Sajal Man Shrestha is the Production Manger at Nepal Dairy Pvt. Ltd., which is a member of the DIA and traineeship provider under the pilot programme. Having trainees at the diary association in Nepal is unprecedented in the company’s history. “This collaboration is a great experience for us as we are getting trained human resources as per our industry needs,” says Shrestha, adding that trainees equipped with theoretical knowledge add value to the entire team as they foster a learning and sharing environment in the industry.

Potential employers in the programme are also seeking to provide Nepal’s youth with additional opportunities. Bharat Lamichhane, proprietor of B&B Furniture, which is a member of the FGSFN, provides traineeships to two individuals under the novel collaboration. “There is so much demand for work in this industry that I am always in need of labour. I try to create favorable work conditions for the trainees who are placed with me so that foreign migration is not the only option available to them for their livelihood,” says Lamichhane.

Trainees at the Dairy Industries

Trainees at the dairy industries

Like the potential employers, prospective employees are happy to have mentorships and the possibility of a job at the end of the traineeship. One such trainee, Dipendra Singh at the Nepal Dairy Pvt. Ltd., says that with the right kind of skills, he feels confident that he can secure a job. Prabhat Moktan is also confident that learning the right skills will allow him to start something of his own in the future. 
The traineeship programme has attracted women trainees at the Nepal Dairy. Many believe their participation in the new initiative will go a long way towards promoting their economic empowerment and changing stereotypes about women. Binita Shah, a trainee at the enterprise, had a hard time finding a job despite having a secondary education. But when she responded to the DIA’s call for trainees, in collaboration with the ESCs, she was happy to have been selected.

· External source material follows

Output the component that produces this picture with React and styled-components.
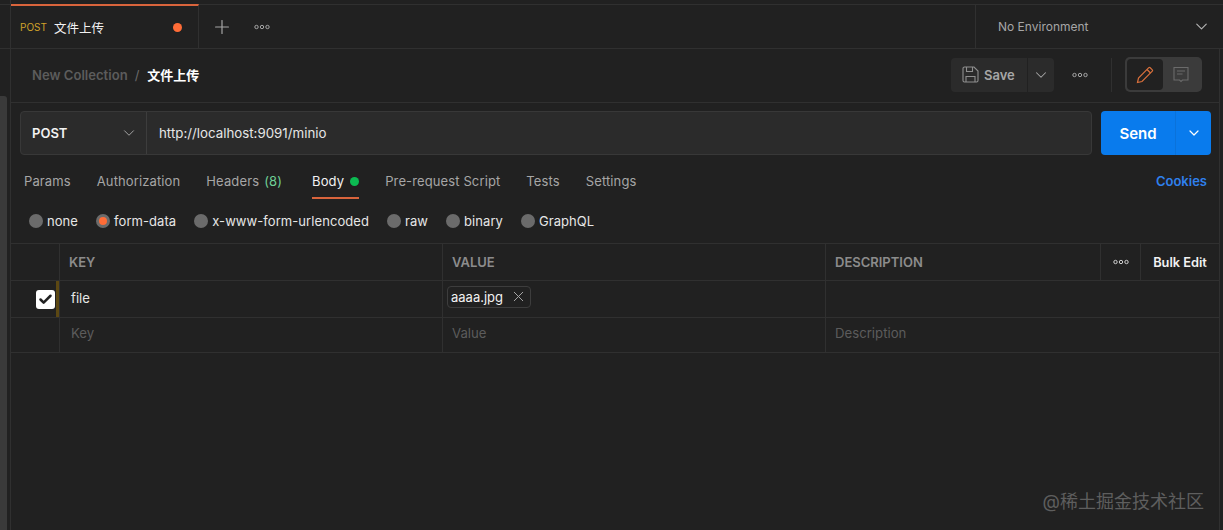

Another trainee, Sarita Poudel, says “I used to be limited to the household, but after enrolling in the workplace-based training programme, I have been able to step out of the house and contribute economically to support my family”.

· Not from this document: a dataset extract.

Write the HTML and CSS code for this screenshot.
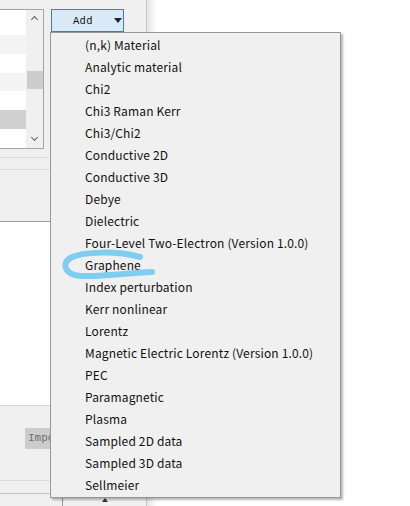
FILE: index.html
```html
<!DOCTYPE html>
<html>
<head>
<meta charset="utf-8">
<link rel="stylesheet" href="styles.css">
</head>
<body>
<div class="screen">
  <div class="panel">
    <div class="top-row">
      <div class="listbox">
        <div class="rows">
          <div class="row r-white r-tall"></div>
          <div class="row r-alt"></div>
          <div class="row r-white"></div>
          <div class="row r-alt"></div>
          <div class="row r-white"></div>
          <div class="row r-sel"></div>
          <div class="row r-white"></div>
        </div>
        <div class="scrollbar">
          <span class="chev up"></span>
          <span class="thumb"></span>
          <span class="chev down"></span>
        </div>
      </div>
      <div class="add-btn"><span class="add-label">Add</span><span class="caret"></span></div>
    </div>
    <div class="sep sep1"></div>
    <div class="sep sep2"></div>
    <div class="white-box"></div>
    <div class="imp-row"><span class="imp-btn">Impo</span></div>
    <div class="sep sep3"></div>
    <div class="sep sep4"></div>
    <div class="bottom-btn"><span class="tri"></span></div>
  </div>
  <div class="splitter"></div>

  <ul class="menu">
    <li>(n,k) Material</li>
    <li>Analytic material</li>
    <li>Chi2</li>
    <li>Chi3 Raman Kerr</li>
    <li>Chi3/Chi2</li>
    <li>Conductive 2D</li>
    <li>Conductive 3D</li>
    <li>Debye</li>
    <li>Dielectric</li>
    <li>Four-Level Two-Electron (Version 1.0.0)</li>
    <li>Graphene</li>
    <li>Index perturbation</li>
    <li>Kerr nonlinear</li>
    <li>Lorentz</li>
    <li>Magnetic Electric Lorentz (Version 1.0.0)</li>
    <li>PEC</li>
    <li>Paramagnetic</li>
    <li>Plasma</li>
    <li>Sampled 2D data</li>
    <li>Sampled 3D data</li>
    <li>Sellmeier</li>
  </ul>

  <svg class="scribble" width="410" height="506" viewBox="0 0 410 506">
    <path d="M140,257 C118,251 84,251 70,258 C62,264 64,274 80,276 C105,277 135,272 152,272" fill="none" stroke="#80cdf2" stroke-width="6" stroke-linecap="round" stroke-linejoin="round"/>
  </svg>
</div>
</body>
</html>
```

FILE: styles.css
```css
html, body {
  margin: 0;
  padding: 0;
  background: #ffffff;
}
.screen {
  position: relative;
  width: 410px;
  height: 506px;
  overflow: hidden;
  display: flex;
  background: #ffffff;
}
.panel {
  width: 146px;
  height: 506px;
  background: #f0f0f0;
  display: flex;
  flex-direction: column;
}
.splitter {
  width: 10px;
  height: 506px;
  border-left: 1px solid #c8c8c8;
  background: linear-gradient(to right, #e6e6e6, #ffffff);
}
.top-row {
  display: flex;
  align-items: flex-start;
  padding-top: 9px;
  gap: 7px;
}
.listbox {
  width: 43px;
  height: 138px;
  border: 1px solid #a5a5a5;
  border-left: none;
  display: flex;
  background: #ffffff;
}
.rows {
  width: 26px;
  display: flex;
  flex-direction: column;
}
.row { height: 19px; }
.r-tall { height: 26px; }
.r-white { background: #ffffff; }
.r-alt { background: #f4f4f4; }
.r-sel { background: #d0d0d0; height: 20px; }
.scrollbar {
  width: 17px;
  background: #f0f0f0;
  display: flex;
  flex-direction: column;
  align-items: center;
  position: relative;
}
.chev {
  width: 4px;
  height: 4px;
  border-left: 1.6px solid #606060;
  border-top: 1.6px solid #606060;
  margin-top: 7px;
  transform: rotate(45deg);
}
.chev.down {
  transform: rotate(225deg);
  margin-top: 46px;
}
.thumb {
  width: 16px;
  height: 18px;
  background: #cdcdcd;
  margin-top: 49px;
}
.add-btn {
  border: 1px solid #3b80be;
  background: #dbeaf9;
  display: flex;
  align-items: center;
  box-sizing: border-box;
  width: 73px;
  height: 23px;
}
.add-label {
  font-family: "Liberation Mono", monospace;
  font-size: 10.5px;
  color: #111;
  margin-left: 21px;
  letter-spacing: 0.3px;
}
.caret {
  width: 0;
  height: 0;
  border-left: 4px solid transparent;
  border-right: 4px solid transparent;
  border-top: 5px solid #222;
  margin-left: 21px;
}
.sep {
  height: 1px;
  background: #dcdcdc;
  width: 146px;
}
.sep1 { margin-top: 8px; }
.sep2 { margin-top: 11px; }
.white-box {
  margin-top: 51px;
  height: 187px;
  background: #ffffff;
  border-top: 1px solid #a0a0a0;
  border-bottom: 1px solid #d8d8d8;
}
.imp-row {
  margin-top: 22px;
  height: 21px;
  padding-left: 25px;
  display: flex;
}
.imp-btn {
  width: 30px;
  height: 21px;
  background: #cccccc;
  font-family: "Liberation Mono", monospace;
  font-size: 11px;
  color: #6e6e6e;
  line-height: 21px;
  padding-left: 3px;
  overflow: hidden;
  white-space: nowrap;
}
.sep3 { margin-top: 31px; background: #dadada; }
.sep4 { margin-top: 12px; background: #c4c4c4; }
.bottom-btn {
  margin-left: 62px;
  width: 84px;
  height: 10px;
  border-left: 1px solid #9a9a9a;
  border-top: 1px solid #9a9a9a;
  display: flex;
  justify-content: center;
  margin-top: 1px;
}
.tri {
  width: 0;
  height: 0;
  border-left: 3px solid transparent;
  border-right: 3px solid transparent;
  border-bottom: 4px solid #333;
  margin-top: 2px;
}
.menu {
  position: absolute;
  left: 50px;
  top: 32px;
  width: 291px;
  height: 466px;
  margin: 0;
  padding: 1px 0 3px;
  box-sizing: border-box;
  list-style: none;
  background: #f0f0f0;
  border: 1px solid #979797;
  box-shadow: 2px 2px 2px rgba(0, 0, 0, 0.28);
  font-family: "Noto Sans CJK SC", "Noto Sans", sans-serif;
  font-size: 12px;
  letter-spacing: 0.15px;
  color: #111111;
}
.menu li {
  height: 22px;
  line-height: 22px;
  padding-left: 34px;
  white-space: nowrap;
}
.scribble {
  position: absolute;
  left: 0;
  top: 0;
  pointer-events: none;
}
```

Trainee at the Grill and Steel fabrication Industries

Trainee, Lakpa Tamang
The trainees at the grill and steel fabrication industries also report positive experiences with the workplace training programmes supported by the LIfE Project. “I attend theory classes in the morning and come here to work in the afternoon. I find myself helping other colleagues who do not attend the training to understand the machinery we use as well safety and security at work,” says 21-year-old Rohit Adhikari who hopes his first experience with workplace training will lead to a job offer.

Ramesh Pandit shares similar dreams, who returned from Malaysia to rejoin his family was looking for a job when he came across the opportunity to participate in training.

Working in the grill and steel fabrication industries is a challenge. Lakpa Tamang was a carpenter before deciding to expand his skills set and apply for the workplace training. “I enjoy what I am learning, but I am also sure that this job is not for everyone,” says Tamang. In addition to being physically demanding, the work also requires attention to safety in the workplace. “I am always cautious about my safety and health at work. This is a topic we learn about during our training. We have been provided with safety gear to wear during our work. However, I have colleagues who prefer to work without the safety gear as they feel it obstructs them from working effectively,” Tamang shares.

As the pilot project progresses, ensuring that the occupational safety and health standards are met remains a priority. This includes making sure that workers are comfortable with wearing safety gear. Pandit, who has worked in Malaysia and Nepal, says, “The work environment in Malaysia is very different from that in Nepal — there is a lot of respect for system and time in Malaysia. I feel like we still have a lot to learn in this regard. However, I am confident this will happen if young people start finding opportunities in their own country.”

Saurav Ram Joshi, the National Project Coordinator for the KOICA funded ILO LIfE project says, “We are delighted to support the implementation of the workplace training programme being carried out in joint collaboration with industry associations and ESCs.  The ESCs play a role in shortlisting the trainees and providing valuable counseling and the industry associations manage the training leading to employment. The pilot intervention strives to strike a win-win with the employers and employees by addressing the gap between job seekers and employment opportunities in the country.”

The KOICA/ILO workplace training initiative in Nepal provides a step in the right direction in addressing the gap between the skills needed by employers and those possessed by jobseekers. Strengthened ESCs are a key to bridging the gap between jobseekers and employment opportunities and supporting sustainable labour markets.